◆ GOAL:
Leaving out the pictures, retype all the material exactly.

◆ COLLECTED MATERIAL:
------------------------------------------------
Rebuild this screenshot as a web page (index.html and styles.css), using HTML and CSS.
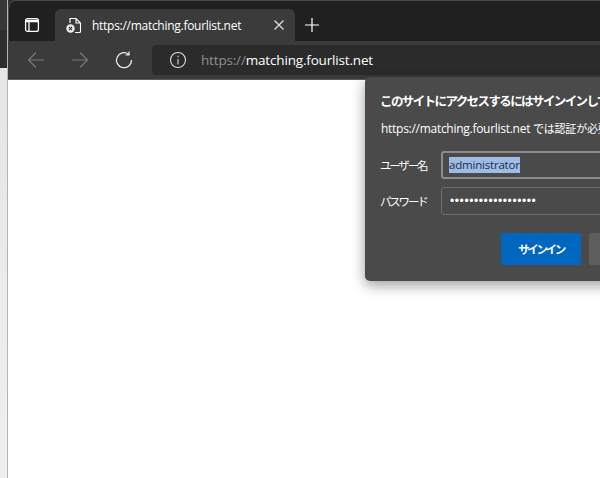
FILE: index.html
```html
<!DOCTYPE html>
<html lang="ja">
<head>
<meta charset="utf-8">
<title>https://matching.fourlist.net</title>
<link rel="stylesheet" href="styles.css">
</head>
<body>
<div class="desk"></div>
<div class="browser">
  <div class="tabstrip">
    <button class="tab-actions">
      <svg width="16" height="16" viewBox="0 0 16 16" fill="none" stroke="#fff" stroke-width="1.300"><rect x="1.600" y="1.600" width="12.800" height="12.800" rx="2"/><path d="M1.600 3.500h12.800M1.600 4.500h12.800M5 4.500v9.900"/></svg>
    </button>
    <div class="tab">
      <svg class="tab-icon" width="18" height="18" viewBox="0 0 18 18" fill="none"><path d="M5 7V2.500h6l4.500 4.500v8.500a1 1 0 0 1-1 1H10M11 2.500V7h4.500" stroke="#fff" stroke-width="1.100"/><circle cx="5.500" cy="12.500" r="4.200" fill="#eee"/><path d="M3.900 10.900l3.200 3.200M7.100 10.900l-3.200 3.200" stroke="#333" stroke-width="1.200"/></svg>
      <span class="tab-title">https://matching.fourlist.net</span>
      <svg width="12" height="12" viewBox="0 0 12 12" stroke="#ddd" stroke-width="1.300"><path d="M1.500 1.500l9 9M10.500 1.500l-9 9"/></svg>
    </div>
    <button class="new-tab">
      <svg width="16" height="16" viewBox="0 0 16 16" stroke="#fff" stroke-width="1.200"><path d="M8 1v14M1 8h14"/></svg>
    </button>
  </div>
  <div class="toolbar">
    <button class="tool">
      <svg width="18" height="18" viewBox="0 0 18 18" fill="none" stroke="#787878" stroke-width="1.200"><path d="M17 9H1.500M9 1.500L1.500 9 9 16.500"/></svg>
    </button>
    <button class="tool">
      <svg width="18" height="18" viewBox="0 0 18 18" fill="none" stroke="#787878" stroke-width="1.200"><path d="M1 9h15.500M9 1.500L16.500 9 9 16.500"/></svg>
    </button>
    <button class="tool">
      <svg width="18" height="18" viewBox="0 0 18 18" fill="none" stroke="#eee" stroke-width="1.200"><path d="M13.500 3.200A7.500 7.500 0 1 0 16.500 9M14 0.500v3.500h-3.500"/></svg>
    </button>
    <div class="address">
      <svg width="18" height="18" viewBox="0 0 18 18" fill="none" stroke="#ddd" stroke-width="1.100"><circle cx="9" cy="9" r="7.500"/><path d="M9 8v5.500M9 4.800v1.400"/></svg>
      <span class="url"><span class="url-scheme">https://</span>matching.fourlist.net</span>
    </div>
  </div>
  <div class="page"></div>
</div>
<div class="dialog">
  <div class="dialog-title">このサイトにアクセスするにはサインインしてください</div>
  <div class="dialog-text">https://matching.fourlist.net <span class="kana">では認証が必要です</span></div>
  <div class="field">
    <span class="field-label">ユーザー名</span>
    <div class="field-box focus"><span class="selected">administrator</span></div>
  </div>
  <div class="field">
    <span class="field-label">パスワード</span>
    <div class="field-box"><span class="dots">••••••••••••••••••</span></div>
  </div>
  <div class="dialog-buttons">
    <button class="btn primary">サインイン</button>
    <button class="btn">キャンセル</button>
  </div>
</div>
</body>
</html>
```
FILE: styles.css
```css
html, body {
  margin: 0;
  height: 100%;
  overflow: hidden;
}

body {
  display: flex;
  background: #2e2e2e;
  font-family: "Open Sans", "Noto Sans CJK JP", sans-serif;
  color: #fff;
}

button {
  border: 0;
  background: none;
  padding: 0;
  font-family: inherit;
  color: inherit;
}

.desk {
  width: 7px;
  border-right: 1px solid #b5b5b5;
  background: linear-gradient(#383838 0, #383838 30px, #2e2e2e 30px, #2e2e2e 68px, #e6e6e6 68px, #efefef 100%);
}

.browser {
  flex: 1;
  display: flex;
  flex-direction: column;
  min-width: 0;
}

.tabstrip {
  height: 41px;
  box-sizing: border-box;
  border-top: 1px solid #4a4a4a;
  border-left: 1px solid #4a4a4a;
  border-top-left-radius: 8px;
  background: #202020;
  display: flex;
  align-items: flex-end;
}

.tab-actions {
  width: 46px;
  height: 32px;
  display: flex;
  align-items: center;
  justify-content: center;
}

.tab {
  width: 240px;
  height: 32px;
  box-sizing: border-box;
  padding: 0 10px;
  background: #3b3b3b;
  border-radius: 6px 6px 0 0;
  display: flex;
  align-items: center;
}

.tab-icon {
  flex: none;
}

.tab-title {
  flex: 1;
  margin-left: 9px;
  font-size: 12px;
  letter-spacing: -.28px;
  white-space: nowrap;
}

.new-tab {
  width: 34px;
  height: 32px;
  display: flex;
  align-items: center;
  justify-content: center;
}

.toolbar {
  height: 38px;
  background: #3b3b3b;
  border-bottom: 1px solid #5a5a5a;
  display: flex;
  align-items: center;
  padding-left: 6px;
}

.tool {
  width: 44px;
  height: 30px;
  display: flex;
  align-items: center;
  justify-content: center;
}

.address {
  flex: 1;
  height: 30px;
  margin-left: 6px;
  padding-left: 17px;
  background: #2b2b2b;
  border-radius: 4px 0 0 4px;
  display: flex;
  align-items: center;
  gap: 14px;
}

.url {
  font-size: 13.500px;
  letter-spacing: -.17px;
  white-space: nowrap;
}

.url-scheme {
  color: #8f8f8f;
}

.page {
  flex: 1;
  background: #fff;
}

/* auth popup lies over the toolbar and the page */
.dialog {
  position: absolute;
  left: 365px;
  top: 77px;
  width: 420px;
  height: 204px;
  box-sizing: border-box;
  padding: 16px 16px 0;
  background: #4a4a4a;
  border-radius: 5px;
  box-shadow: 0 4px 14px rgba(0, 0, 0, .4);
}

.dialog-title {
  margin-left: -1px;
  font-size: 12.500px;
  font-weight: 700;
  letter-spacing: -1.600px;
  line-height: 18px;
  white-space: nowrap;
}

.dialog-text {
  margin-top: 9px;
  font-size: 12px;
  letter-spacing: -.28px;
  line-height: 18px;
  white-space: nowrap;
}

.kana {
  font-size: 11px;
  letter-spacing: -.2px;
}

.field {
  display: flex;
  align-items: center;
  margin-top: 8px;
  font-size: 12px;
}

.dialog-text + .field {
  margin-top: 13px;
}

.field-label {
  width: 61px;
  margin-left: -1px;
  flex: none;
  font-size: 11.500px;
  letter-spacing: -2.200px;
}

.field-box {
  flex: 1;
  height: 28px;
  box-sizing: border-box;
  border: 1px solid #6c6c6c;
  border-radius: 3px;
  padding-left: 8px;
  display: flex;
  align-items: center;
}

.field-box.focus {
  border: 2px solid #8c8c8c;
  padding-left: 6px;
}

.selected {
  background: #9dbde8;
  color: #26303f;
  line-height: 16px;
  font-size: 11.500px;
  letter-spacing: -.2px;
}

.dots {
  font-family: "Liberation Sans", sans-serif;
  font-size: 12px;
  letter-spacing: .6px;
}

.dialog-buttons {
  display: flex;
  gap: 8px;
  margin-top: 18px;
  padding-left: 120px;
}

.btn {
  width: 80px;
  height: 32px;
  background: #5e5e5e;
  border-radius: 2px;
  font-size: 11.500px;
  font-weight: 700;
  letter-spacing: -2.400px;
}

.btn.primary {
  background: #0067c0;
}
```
------------------------------------------------
◆ EXERCISE ANSWER:
Rebuild this screenshot as a web page (index.html and styles.css), using HTML and CSS.
FILE: index.html
```html
<!DOCTYPE html>
<html lang="ja">
<head>
<meta charset="utf-8">
<title>https://matching.fourlist.net</title>
<link rel="stylesheet" href="styles.css">
</head>
<body>
<div class="desk"></div>
<div class="browser">
  <div class="tabstrip">
    <button class="tab-actions">
      <svg width="16" height="16" viewBox="0 0 16 16" fill="none" stroke="#fff" stroke-width="1.300"><rect x="1.600" y="1.600" width="12.800" height="12.800" rx="2"/><path d="M1.600 3.500h12.800M1.600 4.500h12.800M5 4.500v9.900"/></svg>
    </button>
    <div class="tab">
      <svg class="tab-icon" width="18" height="18" viewBox="0 0 18 18" fill="none"><path d="M5 7V2.500h6l4.500 4.500v8.500a1 1 0 0 1-1 1H10M11 2.500V7h4.500" stroke="#fff" stroke-width="1.100"/><circle cx="5.500" cy="12.500" r="4.200" fill="#eee"/><path d="M3.900 10.900l3.200 3.200M7.100 10.900l-3.200 3.200" stroke="#333" stroke-width="1.200"/></svg>
      <span class="tab-title">https://matching.fourlist.net</span>
      <svg width="12" height="12" viewBox="0 0 12 12" stroke="#ddd" stroke-width="1.300"><path d="M1.500 1.500l9 9M10.500 1.500l-9 9"/></svg>
    </div>
    <button class="new-tab">
      <svg width="16" height="16" viewBox="0 0 16 16" stroke="#fff" stroke-width="1.200"><path d="M8 1v14M1 8h14"/></svg>
    </button>
  </div>
  <div class="toolbar">
    <button class="tool">
      <svg width="18" height="18" viewBox="0 0 18 18" fill="none" stroke="#787878" stroke-width="1.200"><path d="M17 9H1.500M9 1.500L1.500 9 9 16.500"/></svg>
    </button>
    <button class="tool">
      <svg width="18" height="18" viewBox="0 0 18 18" fill="none" stroke="#787878" stroke-width="1.200"><path d="M1 9h15.500M9 1.500L16.500 9 9 16.500"/></svg>
    </button>
    <button class="tool">
      <svg width="18" height="18" viewBox="0 0 18 18" fill="none" stroke="#eee" stroke-width="1.200"><path d="M13.500 3.200A7.500 7.500 0 1 0 16.500 9M14 0.500v3.500h-3.500"/></svg>
    </button>
    <div class="address">
      <svg width="18" height="18" viewBox="0 0 18 18" fill="none" stroke="#ddd" stroke-width="1.100"><circle cx="9" cy="9" r="7.500"/><path d="M9 8v5.500M9 4.800v1.400"/></svg>
      <span class="url"><span class="url-scheme">https://</span>matching.fourlist.net</span>
    </div>
  </div>
  <div class="page"></div>
</div>
<div class="dialog">
  <div class="dialog-title">このサイトにアクセスするにはサインインしてください</div>
  <div class="dialog-text">https://matching.fourlist.net <span class="kana">では認証が必要です</span></div>
  <div class="field">
    <span class="field-label">ユーザー名</span>
    <div class="field-box focus"><span class="selected">administrator</span></div>
  </div>
  <div class="field">
    <span class="field-label">パスワード</span>
    <div class="field-box"><span class="dots">••••••••••••••••••</span></div>
  </div>
  <div class="dialog-buttons">
    <button class="btn primary">サインイン</button>
    <button class="btn">キャンセル</button>
  </div>
</div>
</body>
</html>
```
FILE: styles.css
```css
html, body {
  margin: 0;
  height: 100%;
  overflow: hidden;
}

body {
  display: flex;
  background: #2e2e2e;
  font-family: "Open Sans", "Noto Sans CJK JP", sans-serif;
  color: #fff;
}

button {
  border: 0;
  background: none;
  padding: 0;
  font-family: inherit;
  color: inherit;
}

.desk {
  width: 7px;
  border-right: 1px solid #b5b5b5;
  background: linear-gradient(#383838 0, #383838 30px, #2e2e2e 30px, #2e2e2e 68px, #e6e6e6 68px, #efefef 100%);
}

.browser {
  flex: 1;
  display: flex;
  flex-direction: column;
  min-width: 0;
}

.tabstrip {
  height: 41px;
  box-sizing: border-box;
  border-top: 1px solid #4a4a4a;
  border-left: 1px solid #4a4a4a;
  border-top-left-radius: 8px;
  background: #202020;
  display: flex;
  align-items: flex-end;
}

.tab-actions {
  width: 46px;
  height: 32px;
  display: flex;
  align-items: center;
  justify-content: center;
}

.tab {
  width: 240px;
  height: 32px;
  box-sizing: border-box;
  padding: 0 10px;
  background: #3b3b3b;
  border-radius: 6px 6px 0 0;
  display: flex;
  align-items: center;
}

.tab-icon {
  flex: none;
}

.tab-title {
  flex: 1;
  margin-left: 9px;
  font-size: 12px;
  letter-spacing: -.28px;
  white-space: nowrap;
}

.new-tab {
  width: 34px;
  height: 32px;
  display: flex;
  align-items: center;
  justify-content: center;
}

.toolbar {
  height: 38px;
  background: #3b3b3b;
  border-bottom: 1px solid #5a5a5a;
  display: flex;
  align-items: center;
  padding-left: 6px;
}

.tool {
  width: 44px;
  height: 30px;
  display: flex;
  align-items: center;
  justify-content: center;
}

.address {
  flex: 1;
  height: 30px;
  margin-left: 6px;
  padding-left: 17px;
  background: #2b2b2b;
  border-radius: 4px 0 0 4px;
  display: flex;
  align-items: center;
  gap: 14px;
}

.url {
  font-size: 13.500px;
  letter-spacing: -.17px;
  white-space: nowrap;
}

.url-scheme {
  color: #8f8f8f;
}

.page {
  flex: 1;
  background: #fff;
}

/* auth popup lies over the toolbar and the page */
.dialog {
  position: absolute;
  left: 365px;
  top: 77px;
  width: 420px;
  height: 204px;
  box-sizing: border-box;
  padding: 16px 16px 0;
  background: #4a4a4a;
  border-radius: 5px;
  box-shadow: 0 4px 14px rgba(0, 0, 0, .4);
}

.dialog-title {
  margin-left: -1px;
  font-size: 12.500px;
  font-weight: 700;
  letter-spacing: -1.600px;
  line-height: 18px;
  white-space: nowrap;
}

.dialog-text {
  margin-top: 9px;
  font-size: 12px;
  letter-spacing: -.28px;
  line-height: 18px;
  white-space: nowrap;
}

.kana {
  font-size: 11px;
  letter-spacing: -.2px;
}

.field {
  display: flex;
  align-items: center;
  margin-top: 8px;
  font-size: 12px;
}

.dialog-text + .field {
  margin-top: 13px;
}

.field-label {
  width: 61px;
  margin-left: -1px;
  flex: none;
  font-size: 11.500px;
  letter-spacing: -2.200px;
}

.field-box {
  flex: 1;
  height: 28px;
  box-sizing: border-box;
  border: 1px solid #6c6c6c;
  border-radius: 3px;
  padding-left: 8px;
  display: flex;
  align-items: center;
}

.field-box.focus {
  border: 2px solid #8c8c8c;
  padding-left: 6px;
}

.selected {
  background: #9dbde8;
  color: #26303f;
  line-height: 16px;
  font-size: 11.500px;
  letter-spacing: -.2px;
}

.dots {
  font-family: "Liberation Sans", sans-serif;
  font-size: 12px;
  letter-spacing: .6px;
}

.dialog-buttons {
  display: flex;
  gap: 8px;
  margin-top: 18px;
  padding-left: 120px;
}

.btn {
  width: 80px;
  height: 32px;
  background: #5e5e5e;
  border-radius: 2px;
  font-size: 11.500px;
  font-weight: 700;
  letter-spacing: -2.400px;
}

.btn.primary {
  background: #0067c0;
}
```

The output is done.